What happens to rollover equity if the company doesn't grow?
If the company stagnates or declines under new ownership, the rollover stake could lose value. In the worst case, it could be worth less than what the founder reinvested. This is why evaluating the buyer's track record and growth strategy matters. Founders should look at what the PE firm has done with similar platform acquisitions - their history of EBITDA growth, bolt-on success, and exit multiples. That track record tells you more than any projection.
Can I negotiate the percentage of rollover equity?
Absolutely. The rollover percentage is one of the most actively negotiated elements of a deal. Founders with strong businesses that attract multiple bidders have more negotiating power. It's also worth noting that different buyers may request different rollover levels. A competitive process where multiple offers are on the table gives the founder real options to compare structures, not just headline prices.

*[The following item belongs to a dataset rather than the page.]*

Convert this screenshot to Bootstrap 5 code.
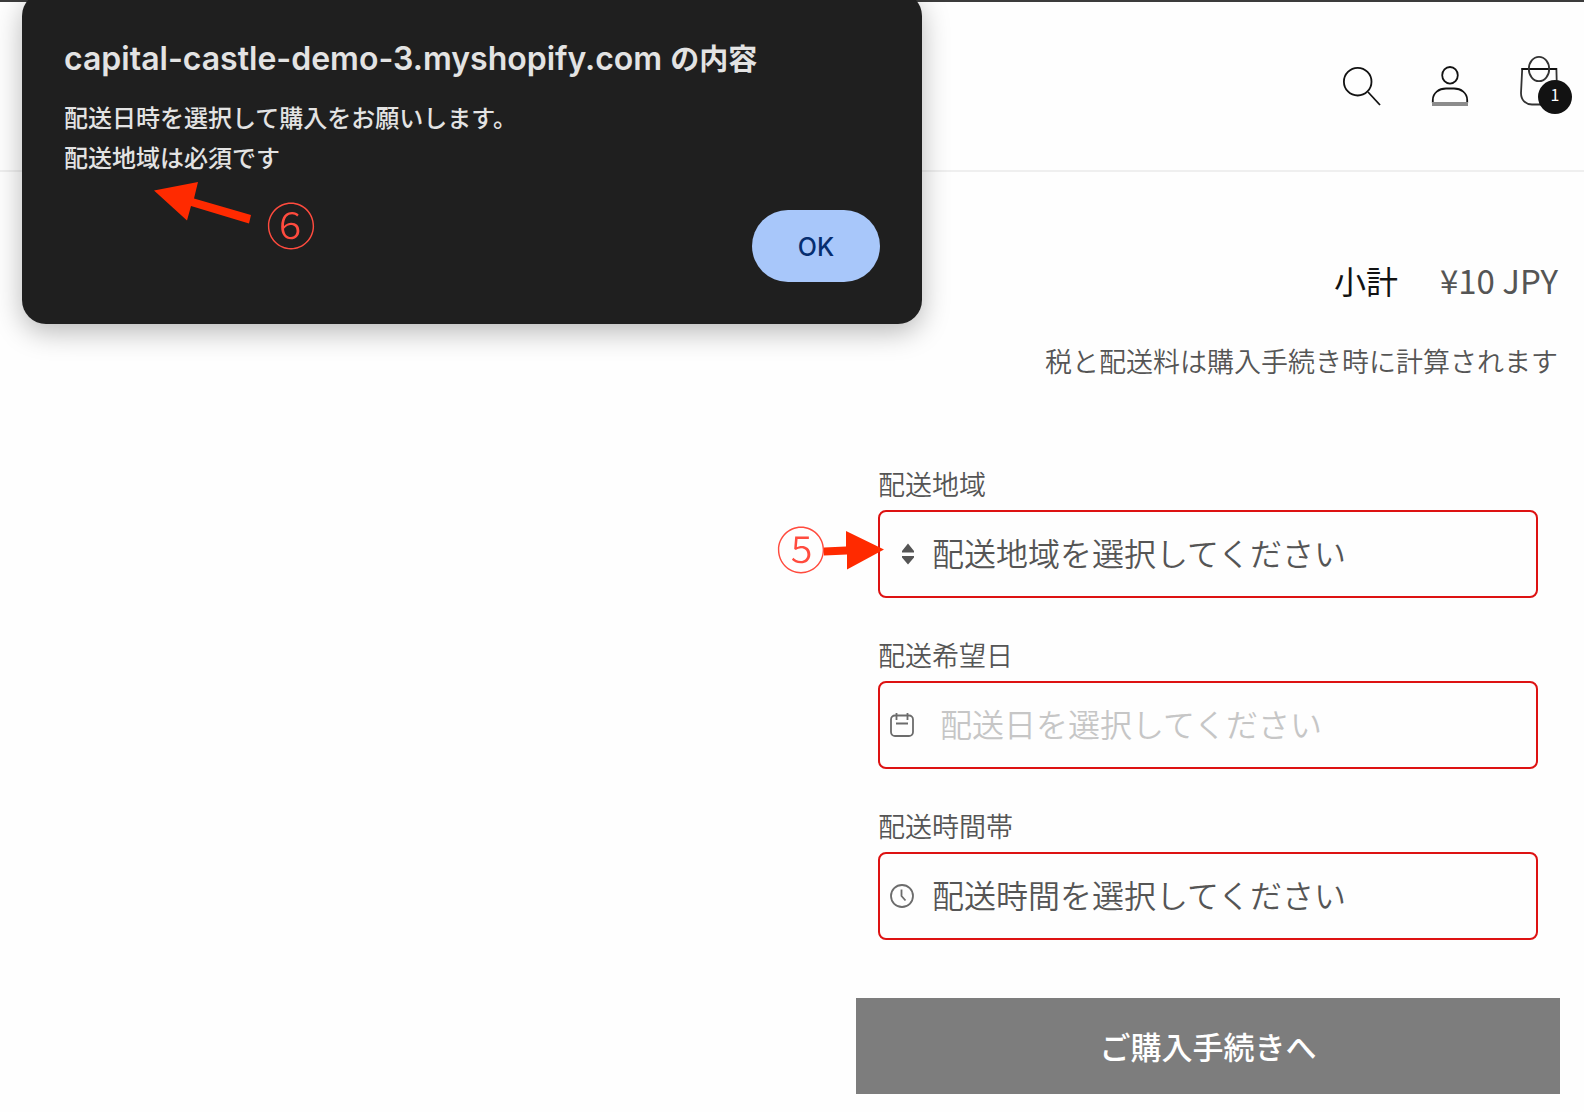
<!DOCTYPE html>
<html lang="ja">
<head>
<meta charset="utf-8">
<meta name="viewport" content="width=device-width, initial-scale=1">
<title>カート</title>
<link href="https://cdn.jsdelivr.net/npm/bootstrap@5.3.0/dist/css/bootstrap.min.css" rel="stylesheet">
<style>
  body { font-family: "Noto Sans CJK JP", sans-serif; color: #555; background: #fefefe; }
  .shop-header { border-top: 2px solid #3c3c3c; border-bottom: 2px solid #efefef; padding: 40px 2px; }
  .icon-btn { width: 88px; height: 88px; color: #121212; }
  .icon-btn svg { display: block; }
  .cart-count { left: 44px; top: 38px; width: 34px; height: 34px; background: #121212; font-size: 16px; line-height: 28px; }
  .cart-area { padding: 84px 24px 18px; }
  .cart-footer { width: 100%; max-width: 704px; }
  .cart-totals { padding-right: 2px; }
  .subtotal { font-size: 32px; line-height: 48px; gap: 42px; }
  .subtotal-price { font-size: 33px; }
  .subtotal-title { color: #121212; }
  .tax-note { font-size: 27px; line-height: 40px; margin-top: 37px; font-weight: 350; }
  .delivery { margin-top: 83px; padding: 0 22px; gap: 37px; font-weight: 350; }
  .delivery label { font-size: 27px; line-height: 40px; margin-bottom: 6px; }
  .delivery .field { height: 88px; border: 2px solid #dd1212; border-radius: 8px; font-size: 32px; font-weight: 350; color: #555; background: #fefefe; padding: 0 20px 4px 52px; }
  .delivery input.field { padding-left: 60px; }
  .delivery .field::placeholder { color: #c6c6c6; opacity: 1; }
  .field-icon { left: 12px; top: 32px; pointer-events: none; }
  .sort-icon { left: 18px; }
  .checkout { margin-top: 58px; height: 96px; background: #7d7d7d; color: #fff; border-radius: 0; font-size: 31px; font-weight: 500; }
  .checkout:hover { background: #6d6d6d; color: #fff; }
  .alert-box { left: 22px; top: -8px; width: 900px; max-width: calc(100% - 44px); padding: 47px 42px 42px; border-radius: 24px; background: #1f1f1f; color: #e3e3e3; box-shadow: 0 8px 28px rgba(0,0,0,.28); z-index: 10; }
  .alert-title { font-family: Inter, "Noto Sans CJK JP", sans-serif; font-size: 32px; font-weight: 600; line-height: 40px; margin-bottom: 18px; }
  .alert-title span { font-size: 29px; line-height: 1; }
  .alert-text { font-size: 24px; font-weight: 500; line-height: 40px; margin-bottom: 33px; }
  .ok-btn { width: 128px; height: 72px; padding: 4px 0 0; background: #a8c7fa; color: #062e6f; font-family: Inter, sans-serif; font-size: 25px; font-weight: 500; }
  .step-mark { color: #ff4b3e; font-size: 50px; font-weight: 300; line-height: 56px; }
  .step-six { left: 244px; top: 203px; }
  .arrow-six { left: 132px; top: 190px; }
  .step-five { left: -102px; top: 55px; }
  .arrow-five { left: -56px; top: 67px; }
</style>
</head>
<body>
<header class="shop-header d-flex justify-content-end">
  <button class="icon-btn btn p-0 border-0" type="button" aria-label="検索">
    <svg width="88" height="88" viewBox="0 0 88 88" fill="none" stroke="currentColor" stroke-width="1.8"><circle cx="39.7" cy="39.7" r="13.8"/><path d="M50 50 62 63"/></svg>
  </button>
  <a class="icon-btn" href="#" aria-label="ログイン">
    <svg width="88" height="88" viewBox="0 0 88 88" fill="none" stroke="currentColor" stroke-width="1.8"><ellipse cx="44" cy="33.3" rx="7.8" ry="8.3"/><path d="M26.8 61V58C26.8 51 33 46.5 40 46.5H48C55 46.5 61.2 51 61.2 58V61"/><path d="M26 62H62" stroke="#8c8c8c" stroke-width="4"/></svg>
  </a>
  <a class="icon-btn position-relative" href="#" aria-label="カート">
    <svg width="88" height="88" viewBox="0 0 88 88" fill="none" stroke="currentColor" stroke-width="1.8"><path d="M28.2 27H62.4L63 51C63 58 58.5 62.5 52 62.5H38C31.5 62.5 27 58 27 51Z" stroke="#333"/><path d="M27.5 27H63"/><ellipse cx="45" cy="27" rx="10.2" ry="12.2" stroke="#333"/></svg>
    <span class="cart-count position-absolute rounded-circle text-white text-center">1</span>
  </a>
</header>

<main class="cart-area d-flex justify-content-end">
  <div class="cart-footer">
    <div class="cart-totals">
      <div class="subtotal d-flex justify-content-end">
        <span class="subtotal-title">小計</span>
        <span class="subtotal-price">¥10 JPY</span>
      </div>
      <p class="tax-note text-end mb-0">税と配送料は購入手続き時に計算されます</p>
    </div>

    <form class="delivery d-flex flex-column" id="delivery-form">
      <div class="position-relative">
        <label class="d-block" for="area">配送地域</label>
        <div class="position-relative">
          <select class="field form-select" id="area"><option>配送地域を選択してください</option></select>
          <svg class="field-icon sort-icon position-absolute" width="24" height="24" viewBox="0 0 24 24" fill="#555"><path d="M12 1.5 18 9V10.5H6V9ZM6 14H18V15.5L12 22.5 6 15.5Z"/></svg>
        </div>
        <span class="step-mark step-five position-absolute">⑤</span>
        <svg class="arrow-five position-absolute" width="64" height="40" viewBox="0 0 64 40" fill="#ff2a00"><path d="M2 16.5 24 15.5V0L62 18.5 25 38.5V23.5L2 24.5Z"/></svg>
      </div>
      <div>
        <label class="d-block" for="date">配送希望日</label>
        <div class="position-relative">
          <input class="field form-control" id="date" type="text" placeholder="配送日を選択してください">
          <svg class="field-icon position-absolute" width="24" height="24" viewBox="0 0 24 24" fill="none" stroke="#6c6c6c" stroke-width="1.8"><rect x="1" y="2.5" width="22" height="20.5" rx="4"/><path d="M6.5 0V7M17.5 0V7M6 10.5H18"/></svg>
        </div>
      </div>
      <div>
        <label class="d-block" for="time">配送時間帯</label>
        <div class="position-relative">
          <select class="field form-select" id="time"><option>配送時間を選択してください</option></select>
          <svg class="field-icon position-absolute" width="24" height="24" viewBox="0 0 24 24" fill="none" stroke="#6c6c6c" stroke-width="1.8"><circle cx="12" cy="12" r="11"/><path d="M11.5 5.5V12L15.5 16.5"/></svg>
        </div>
      </div>
    </form>
    <button class="checkout btn w-100 border-0" type="submit" form="delivery-form">ご購入手続きへ</button>
  </div>
</main>

<div class="alert-box position-absolute" role="alertdialog" aria-labelledby="alert-title">
  <h1 class="alert-title" id="alert-title">capital-castle-demo-3.myshopify.com <span>の内容</span></h1>
  <p class="alert-text">配送日時を選択して購入をお願いします。<br>配送地域は必須です</p>
  <div class="d-flex justify-content-end">
    <button class="ok-btn btn rounded-pill border-0" type="button">OK</button>
  </div>
  <svg class="arrow-six position-absolute" width="98" height="42" viewBox="0 0 98 42" fill="#ff2a00"><path d="M0 8.5 44 0 40 16.5 97 33 95 41.5 37 24 33 38.5Z"/></svg>
  <span class="step-mark step-six position-absolute">⑥</span>
</div>
<script src="https://cdn.jsdelivr.net/npm/bootstrap@5.3.0/dist/js/bootstrap.bundle.min.js"></script>
</body>
</html>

What's the difference between rollover equity and an earnout?
They're fundamentally different risk profiles. Rollover equity gives the founder ongoing ownership in the company - you participate in all future value creation, whether or not you're involved in operations. An earnout ties additional payments to hitting specific performance targets after closing. If those targets aren't met, you don't receive the contingent amount. Rollover is about shared upside. Earnouts are about conditional payments. Most experienced advisors consider rollover more founder-friendly.
Should I take a lower price from a PE firm with rollover, or a higher all-cash offer from a strategic buyer?
This is one of the most consequential decisions a founder faces. The answer depends on your financial goals, your emotional attachment to the business, and your risk tolerance. An all-cash offer provides certainty. A PE deal with rollover introduces risk but also the possibility of a much larger total outcome. Consider the Harrison example: a founder who rolled 20% of a $65M deal eventually saw that stake grow from $12M to roughly $28M. The total outcome exceeded $85M - more than the higher all-cash offer would have produced.